Nevertheless, the notion of robots largely replacing humans - while true in some job sectors (e.g., automobile assembly) - is still more metaphor than omnipresent reality. It is what robots symbolize (mechanization, automation, and other non-human advances in productivity, reliability and efficiency that circumvent messy human attributes like feelings and morality) that are the real threat to today's workforce.
As career experts have been intoning for years, various forms of "software substitution" (a.k.a., "bots") and automation are rapidly infiltrating factory floors ("haptics" are the new "plastics" for today's Benjamin Braddock), transportation (e.g., delivery drones, a.k.a. "flying robots," and soon driver-less Uber cars), retail (you might have noticed the self-checkout lanes at CVS and Wal-Mart) and fast-food (e.g., the custom-cooking industrial-fast burger-flipper courtesy of SF-based Momentum Machines).
According to digital futurist Amy Webb, these advances are now affecting higher order sectors, such as journalism (the Associated Press publishes hundreds of robot-written articles per month), banking (watch out for Blockchain), law (Legal Zoom), and, yes, education.
As Matt Candler, the invigorating Founder/CEO of incubator 4.0 Schools, told me over tea in New Orleans' burgeoning ed tech district during New Orleans Entrepreneurship Week (NOEW), "Let's find the best teacher of math, and, via technology, bring that teacher to every math student in a school district, instead of having thousands of individual math teachers."

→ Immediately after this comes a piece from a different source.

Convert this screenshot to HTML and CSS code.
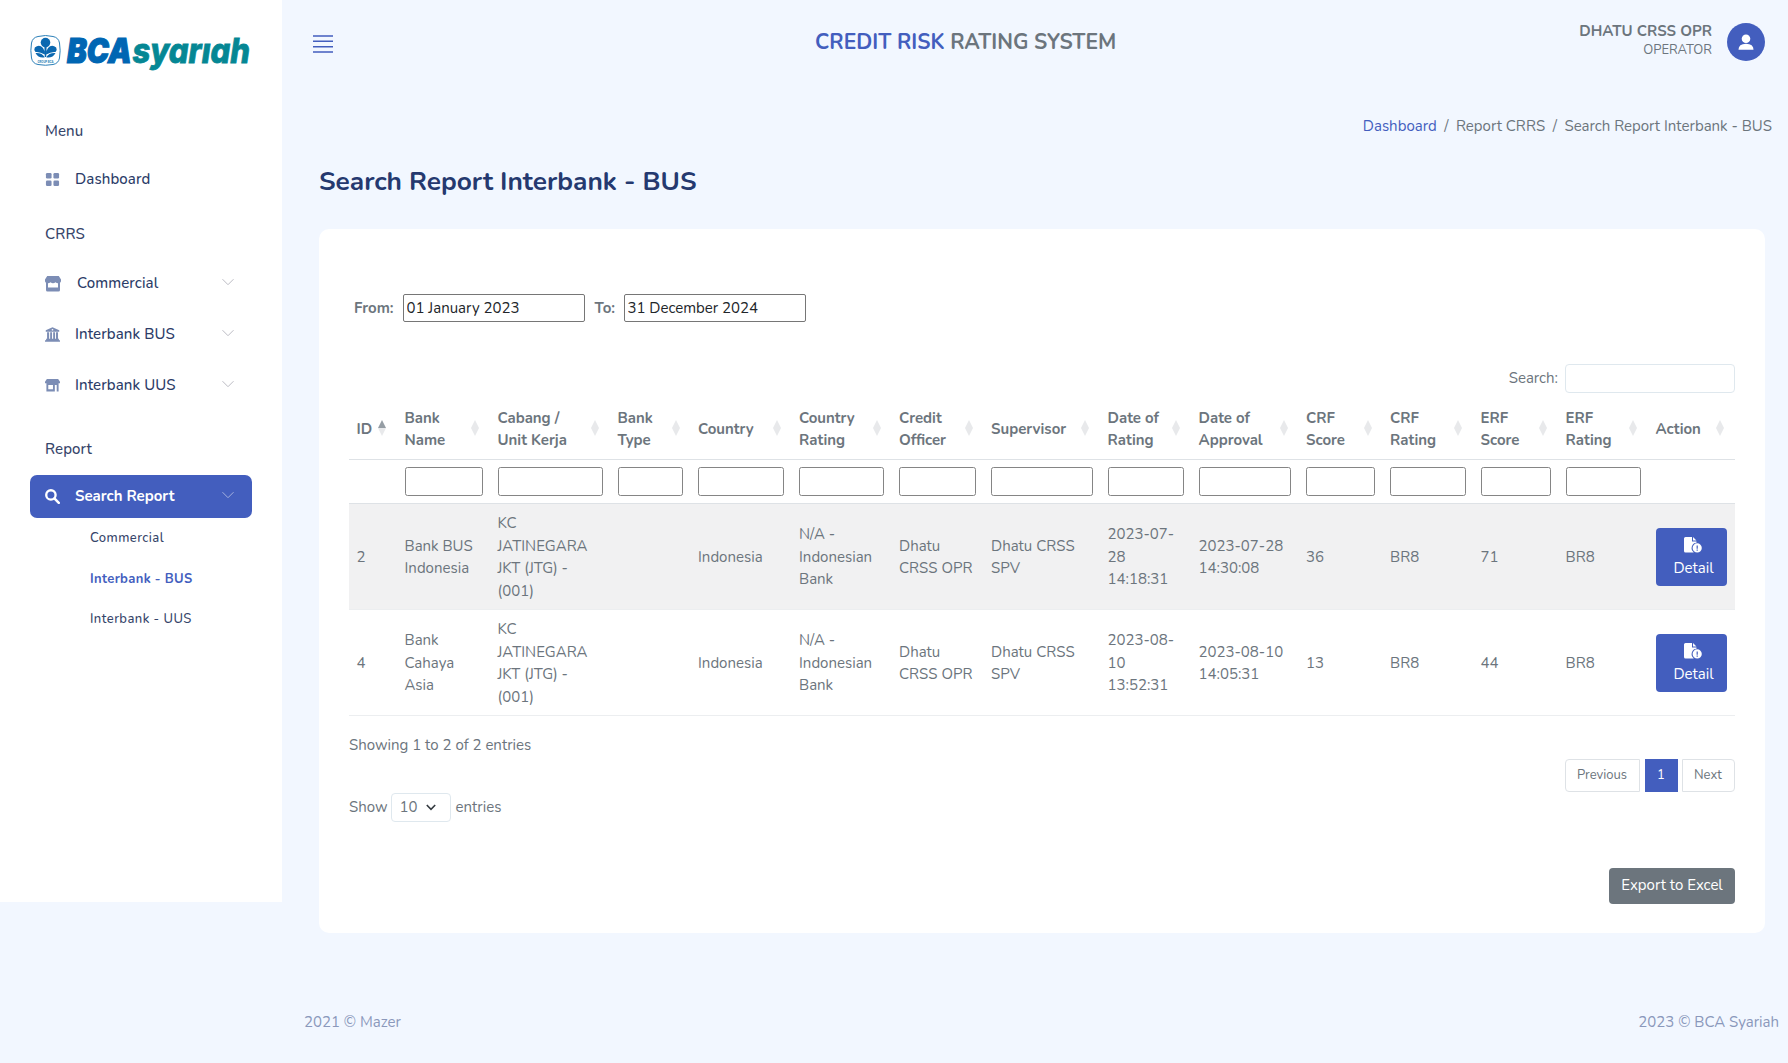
FILE: index.html
```html
<!DOCTYPE html>
<html lang="en">
<head>
<meta charset="utf-8">
<title>Search Report Interbank - BUS</title>
<link rel="stylesheet" href="styles.css">
</head>
<body>
<svg width="0" height="0" class="defs">
  <symbol id="chev" viewBox="0 0 16 16"><path d="M2.500 5.200 8 10.700l5.500-5.500" fill="none" stroke="currentColor" stroke-width="1"/></symbol>
  <symbol id="file" viewBox="0 0 18 16">
    <path d="M1.500 0H8v4.500h4.500v1.300A5.300 5.300 0 0 0 9.700 15.300 2 2 0 0 1 9 15.500H1.500A1.500 1.500 0 0 1 0 14V1.500A1.500 1.500 0 0 1 1.500 0zM9 0l3.500 3.500H9z"/>
    <path fill-rule="evenodd" d="M13.200 6.300a4.600 4.600 0 1 1 0 9.200 4.600 4.600 0 0 1 0-9.200zm-.6 2.200v3.200h1.200V8.500zm0 4v1.200h1.200v-1.200z"/>
  </symbol>
</svg>
<div class="app">
  <aside class="sidebar">
    <svg class="logo" viewBox="0 -10 230 64" width="230" height="64">
      <path d="M8 2.500Q15.500 .5 23 2.500 28.500 3.500 29.500 9q1.300 7.500 0 15-1 5.500-6.500 6.500-7.500 1.500-15 0Q2.500 29.500 1.500 24q-1.300-7.500 0-15Q2.500 3.500 8 2.500z" fill="#fff" stroke="#2b7fb8" stroke-width="1"/>
      <g fill="#0b68b0"><circle cx="15.500" cy="8.600" r="4.800"/><path d="M14.400 13h2.200l-.4 10h-1.400zM4.800 13.500q4.500-3.500 8.200.5 2 2.500 1.700 6.500Q10 17.500 5.500 18q-2-2-.7-4.500zM26.200 13.500q-4.500-3.500-8.200.5-2 2.500-1.700 6.500 4.700-3 9.200-2.500 2-2 .7-4.500z"/><path d="M5.500 19q6.500-.5 9.300 4.300-6.300 1.200-9.300-4.300zM25.500 19q-6.500-.5-9.300 4.300 6.300 1.200 9.300-4.300z"/></g>
      <text class="logo-tag" x="7.500" y="28.500" textLength="16" lengthAdjust="spacingAndGlyphs">GROUP BCA</text>
      <text class="logo-bca" x="37" y="29.300" textLength="64.500" lengthAdjust="spacingAndGlyphs">BCA</text>
      <text class="logo-sy" x="102.500" y="29.300" textLength="117.500" lengthAdjust="spacingAndGlyphs">syarıah</text>
    </svg>
    <nav class="menu">
      <div class="title first">Menu</div>
      <a class="item dash"><svg viewBox="0 0 16 16"><rect x="1" y="1" width="6" height="6" rx="1.300"/><rect x="9" y="1" width="6" height="6" rx="1.300"/><rect x="1" y="9" width="6" height="6" rx="1.300"/><rect x="9" y="9" width="6" height="6" rx="1.300"/></svg><span>Dashboard</span></a>
      <div class="title">CRRS</div>
      <a class="item wide"><svg viewBox="0 0 16 16"><path d="M2.200 0h11.600L16 3.600V5a2 2 0 0 1-1 1.700V14a1.500 1.500 0 0 1-1.500 1.500h-11A1.500 1.500 0 0 1 1 14V6.700A2 2 0 0 1 0 5V3.600zM3 7.200V11.500h10V7.200q-1.300 0-2.500-1-2.500 1.900-5 0-1.200 1-2.500 1z"/></svg><span>Commercial</span><svg class="chev"><use href="#chev"/></svg></a>
      <a class="item"><svg viewBox="0 0 16 16"><path fill-rule="evenodd" d="M8 .2 15.200 3.500V5H.8V3.500zM8 2a.9.900 0 1 0 0 1.800A.9.900 0 0 0 8 2zM2.200 5.500h2.200v7H2.200zM5.500 5.500h2v7h-2zM8.700 5.500h2v7h-2zM11.700 5.500h2.200v7h-2.200zM1.200 12.500h13.600V14H16v1.800H0V14h1.200z"/></svg><span>Interbank BUS</span><svg class="chev"><use href="#chev"/></svg></a>
      <a class="item"><svg viewBox="0 0 16 16"><path fill-rule="evenodd" d="M2 1h12l2 3v1.500H0V4zM1.500 5.500h13V14.500h-2V7.500h-2V14.500h-9zM3.500 7.500v4.500h5V7.500z"/></svg><span>Interbank UUS</span><svg class="chev"><use href="#chev"/></svg></a>
      <div class="title report">Report</div>
      <a class="item active"><svg viewBox="0 0 16 16"><circle cx="6.300" cy="6.300" r="5" fill="none" stroke="currentColor" stroke-width="2.500"/><path d="m10 10 4.700 4.700" stroke="currentColor" stroke-width="2.700" stroke-linecap="round"/></svg><span>Search Report</span><svg class="chev"><use href="#chev"/></svg></a>
      <div class="submenu"><a>Commercial</a><a class="on">Interbank - BUS</a><a>Interbank - UUS</a></div>
    </nav>
  </aside>
  <main class="main">
    <header class="topbar">
      <svg class="burger" viewBox="0 0 20 18" width="20" height="18"><path d="M0 1h20M0 6.300h20M0 11.700h20M0 17h20" stroke="#435ebe" stroke-width="1.500"/></svg>
      <div class="brand"><b>CREDIT RISK</b> RATING SYSTEM</div>
      <div class="user"><div><div class="name">DHATU CRSS OPR</div><div class="role">OPERATOR</div></div>
      <svg viewBox="0 0 38 38" width="38" height="38"><circle cx="19" cy="19" r="19" fill="#435ebe"/><circle cx="19" cy="15.800" r="4.300" fill="#fff"/><path d="M11.500 26.800q0-6 7.500-6t7.500 6z" fill="#fff"/></svg></div>
    </header>
    <div class="crumbs"><a>Dashboard</a><i>/</i><span>Report CRRS</span><i>/</i><span>Search Report Interbank - BUS</span></div>
    <h1>Search Report Interbank - BUS</h1>
    <section class="card">
      <div class="range"><b>From:</b><input class="date" value="01 January 2023"><b class="to">To:</b><input class="date" value="31 December 2024"></div>
      <div class="search"><span>Search:</span><input></div>
      <table>
        <colgroup><col class="c1"><col class="c2"><col class="c3"><col class="c4"><col class="c5"><col class="c6"><col class="c7"><col class="c8"><col class="c9"><col class="c10"><col class="c11"><col class="c12"><col class="c13"><col class="c14"><col class="c15"></colgroup>
        <thead>
          <tr class="heads"><th class="asc">ID</th><th>Bank<br>Name</th><th>Cabang /<br>Unit Kerja</th><th>Bank<br>Type</th><th>Country</th><th>Country<br>Rating</th><th>Credit<br>Officer</th><th>Supervisor</th><th>Date of<br>Rating</th><th>Date of<br>Approval</th><th>CRF<br>Score</th><th>CRF<br>Rating</th><th>ERF<br>Score</th><th>ERF<br>Rating</th><th>Action</th></tr>
          <tr class="filters"><td></td><td><input></td><td><input></td><td><input></td><td><input></td><td><input></td><td><input></td><td><input></td><td><input></td><td><input></td><td><input></td><td><input></td><td><input></td><td><input></td><td></td></tr>
        </thead>
        <tbody>
          <tr class="odd"><td>2</td><td>Bank BUS<br>Indonesia</td><td>KC<br>JATINEGARA<br>JKT (JTG) -<br>(001)</td><td></td><td>Indonesia</td><td>N/A -<br>Indonesian<br>Bank</td><td>Dhatu<br>CRSS OPR</td><td>Dhatu CRSS<br>SPV</td><td>2023-07-<br>28<br>14:18:31</td><td>2023-07-28<br>14:30:08</td><td>36</td><td>BR8</td><td>71</td><td>BR8</td><td><button class="detail"><svg><use href="#file"/></svg><span>Detail</span></button></td></tr>
          <tr><td>4</td><td>Bank<br>Cahaya<br>Asia</td><td>KC<br>JATINEGARA<br>JKT (JTG) -<br>(001)</td><td></td><td>Indonesia</td><td>N/A -<br>Indonesian<br>Bank</td><td>Dhatu<br>CRSS OPR</td><td>Dhatu CRSS<br>SPV</td><td>2023-08-<br>10<br>13:52:31</td><td>2023-08-10<br>14:05:31</td><td>13</td><td>BR8</td><td>44</td><td>BR8</td><td><button class="detail"><svg><use href="#file"/></svg><span>Detail</span></button></td></tr>
        </tbody>
      </table>
      <div class="below">
        <div><div class="info">Showing 1 to 2 of 2 entries</div>
        <div class="length"><span>Show</span><span class="select">10<svg viewBox="0 0 10 7" width="10" height="7"><path d="m.8 1 4.200 4.300L9.200 1" fill="none" stroke="#343a40" stroke-width="1.600"/></svg></span><span>entries</span></div></div>
        <div class="pager"><a>Previous</a><a class="cur">1</a><a>Next</a></div>
      </div>
      <button class="export">Export to Excel</button>
    </section>
    <footer><span>2021 © Mazer</span><span>2023 © BCA Syariah</span></footer>
  </main>
</div>
</body>
</html>
```
FILE: styles.css
```css
* { box-sizing: border-box; }
body { margin: 0; background: #f2f7ff; color: #6c757d; font: 15px/22.5px Nunito, Lato, sans-serif; }
input, button { font: inherit; letter-spacing: inherit; }
.defs { position: absolute; }
.app { display: flex; height: 1063px; overflow: hidden; }

.sidebar { width: 282px; height: 902px; background: #fff; padding: 24px 30px 0; flex: none; }
.logo { display: block; overflow: visible; }
.logo-bca, .logo-sy { font-family: Inter, sans-serif; font-weight: 900; font-style: italic; }
.logo-bca { font-size: 34px; fill: #0066b3; stroke: #0066b3; stroke-width: 1.200px; }
.logo-sy { font-size: 34.500px; font-weight: 800; fill: #058794; stroke: #058794; stroke-width: .8px; }
.logo-tag { font: 700 4px Inter, sans-serif; fill: #2b7fb8; }
.menu { color: #36456a; font-weight: 500; letter-spacing: .1px; }
.title { padding-left: 15px; height: 23px; margin: 22px 0 16px; }
.title.first { margin: 32px 0 15px; }
.item { display: flex; align-items: center; height: 43px; margin-bottom: 8px; padding: 0 15px; color: #2c3c68; border-radius: 7px; }
.item.dash { margin-bottom: 0; height: 43px; }
.item > svg { width: 15px; height: 15px; fill: #7c8db5; flex: none; }
.item > span { margin-left: 15px; flex: 1; }
.item.wide > svg:first-child { width: 16px; height: 16px; }
.item.wide > span { margin-left: 16px; }
.item .chev { width: 16px; height: 16px; color: #bcbcc4; margin: 0 1px 3px 0; }
.title.report { margin: 31px 0 14px; }
.item.active { background: #435ebe; color: #fff; font-weight: 700; letter-spacing: 0; margin-bottom: 1px; }
.item.active .chev { color: #a5b1de; }
.submenu { display: flex; flex-direction: column; padding-left: 60px; font-size: 13px; letter-spacing: .45px; }
.submenu a { height: 40.500px; line-height: 38px; }
.submenu .on { color: #435ebe; font-weight: 700; letter-spacing: .35px; }

.main { flex: 1; min-width: 0; }
.topbar { height: 84px; padding: 0 23px 0 31px; display: grid; grid-template-columns: 482px 1fr auto; align-items: center; }
.burger { margin: 4px 0 0 0; }
.brand { font-size: 21px; font-weight: 700; margin-left: 20px; white-space: nowrap; }
.brand b { color: #435ebe; font-weight: 700; }
.user { display: flex; align-items: center; gap: 15px; text-align: right; }
.user > div { padding-bottom: 2px; }
.name { font-weight: 700; line-height: 19px; }
.role { font-size: 13px; line-height: 19px; }
.crumbs { display: flex; justify-content: flex-end; height: 23px; margin-top: 31px; padding-right: 16px; }
.crumbs a { color: #435ebe; }
.crumbs i { font-style: normal; margin: 0 7.500px; }
h1 { margin: 27px 0 0 37px; font-size: 26.250px; line-height: 32px; font-weight: 700; color: #25396f; }
.card { margin: 32px 23px 0 37px; height: 704px; background: #fff; border-radius: 10px; padding: 65px 30px 0; }
.range { display: flex; align-items: center; height: 28px; padding-left: 5px; }
.range b { width: 48.500px; }
.range .to { width: 29px; margin-left: 10px; }
.date { width: 182px; height: 28px; border: 1px solid #767676; border-radius: 2px; padding: 1px 3px; color: #212529; background: #fff; }
.search { display: flex; justify-content: flex-end; align-items: center; gap: 7px; margin-top: 42px; height: 28px; }
.search input { width: 170px; height: 29px; border: 1px solid #dfe8ee; border-radius: 4px; }

table { width: 1385.500px; table-layout: fixed; border-collapse: separate; border-spacing: 0; margin-top: 7px; }
.c1 { width: 48px; } .c2 { width: 93px; } .c3 { width: 120px; } .c4 { width: 80.500px; } .c5 { width: 101px; }
.c6 { width: 100px; } .c7 { width: 92px; } .c8 { width: 116.500px; } .c9 { width: 91px; } .c10 { width: 107.500px; }
.c11 { width: 84px; } .c12 { width: 90.500px; } .c13 { width: 85px; } .c14 { width: 90px; } .c15 { width: 86.500px; }
th, td { padding: 7.500px; text-align: left; vertical-align: middle; border-bottom: 1px solid #dee2e6; white-space: nowrap; }
th { position: relative; font-weight: 700; height: 61px; }
th::before, th::after { content: ""; position: absolute; right: 11px; border: 4px solid transparent; }
th::before { top: 21px; border-bottom: 8px solid #e8e9eb; border-top: 0; }
th::after { top: 29px; border-top: 8px solid #e8e9eb; border-bottom: 0; }
th.asc::before { border-bottom-color: #959da4; }
.filters td { height: 44px; padding: 7px 7.500px; }
.filters input { display: block; width: 100%; height: 29px; border: 1px solid #858585; border-radius: 2.500px; }
tbody td { height: 106px; padding: 8px 7.500px 7px; border-color: #eceef0; }
.odd td { background: #f1f1f2; }
.detail { display: flex; flex-direction: column; align-items: center; width: 71px; height: 58px; padding: 9px 0 0; border: 0; border-radius: 4px; background: #435ebe; color: #fff; }
.detail svg { width: 18px; height: 16px; fill: #fff; margin-left: 3px; }
.detail span { margin: 4px 0 0 5px; }
.below { display: flex; justify-content: space-between; }
.info { margin-top: 18px; }
.length { display: flex; align-items: center; margin-top: 36px; gap: 5px; }
.select { display: flex; align-items: center; justify-content: space-between; width: 60px; height: 29px; border: 1px solid #dfe8ee; border-radius: 4px; padding: 0 14px 0 8px; margin-left: -2px; }
.pager { display: flex; gap: 4.500px; margin-top: 43px; font-size: 13px; }
.pager a { height: 33px; line-height: 31px; border: 1px solid #dee2e6; padding: 0 11px; }
.pager a:first-child { width: 75px; border-radius: 4px 0 0 4px; }
.pager a:last-child { width: 53px; border-radius: 0 4px 4px 0; }
.pager .cur { background: #435ebe; border-color: #435ebe; color: #fff; width: 33px; text-align: center; padding: 0; }
.export { display: block; margin: 46px 0 0 auto; width: 126px; height: 36px; background: #6c757d; color: #fff; border: 0; border-radius: 4px; padding: 0; }
footer { display: flex; justify-content: space-between; margin-top: 78px; padding: 0 9px 0 22px; color: #8a98bb; }
```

Teachers unions may not cotton to Candler's vision, but that's likely where we're heading, as educators - at the urging of innovation-evangelists like Dintersmith, and from the example set by project-based schools such as San Diego's High Tech High - move from being top-down information providers ("the sage on a stage") to learning "facilitators."
As I noted recently on a panel entitled "The Future of Education" at the National Association of State Treasurers (NAST) conference in Kansas City, MO, over the next two decades a perfect storm of factors - including the prohibitive high cost of conventional brick-and-mortar education, and the need to "up-skill on the fly" in a rapidly changing job environment - will hollow out hundreds of middle range colleges and universities, leaving nimble, tech-driven, online operators on the low end and only the most price-impervious elite brands on the high end.
Unless a brick-and-mortar college has a unique selling proposition for which undergraduates are willing to pay top dollar - e.g., the rigorous great books pedagogy at St. John's College, which peppers students with the deep reading and listening skills, as well as the intellectual fortitude, to navigate this fast-changing work and education landscape - many colleges will be forced to deploy job-destroying technology in order to stay afloat. This will not be good news for the human workers who make up about 70% of the average college's annual nut.
Unless philanthropists - who are largely drawn from the NetJetting class that remain our college-degree-preaching President's preferred bogeymen - make up the difference in funding lost to the growing pool of poor and first-generation skill-obsessed college applicants unable or unwilling to pay a high tuition freight, we could be looking at the precipitous decline of four-year liberal arts schooling itself.
Politics, technology, finance and education do indeed make the strangest bedfellows.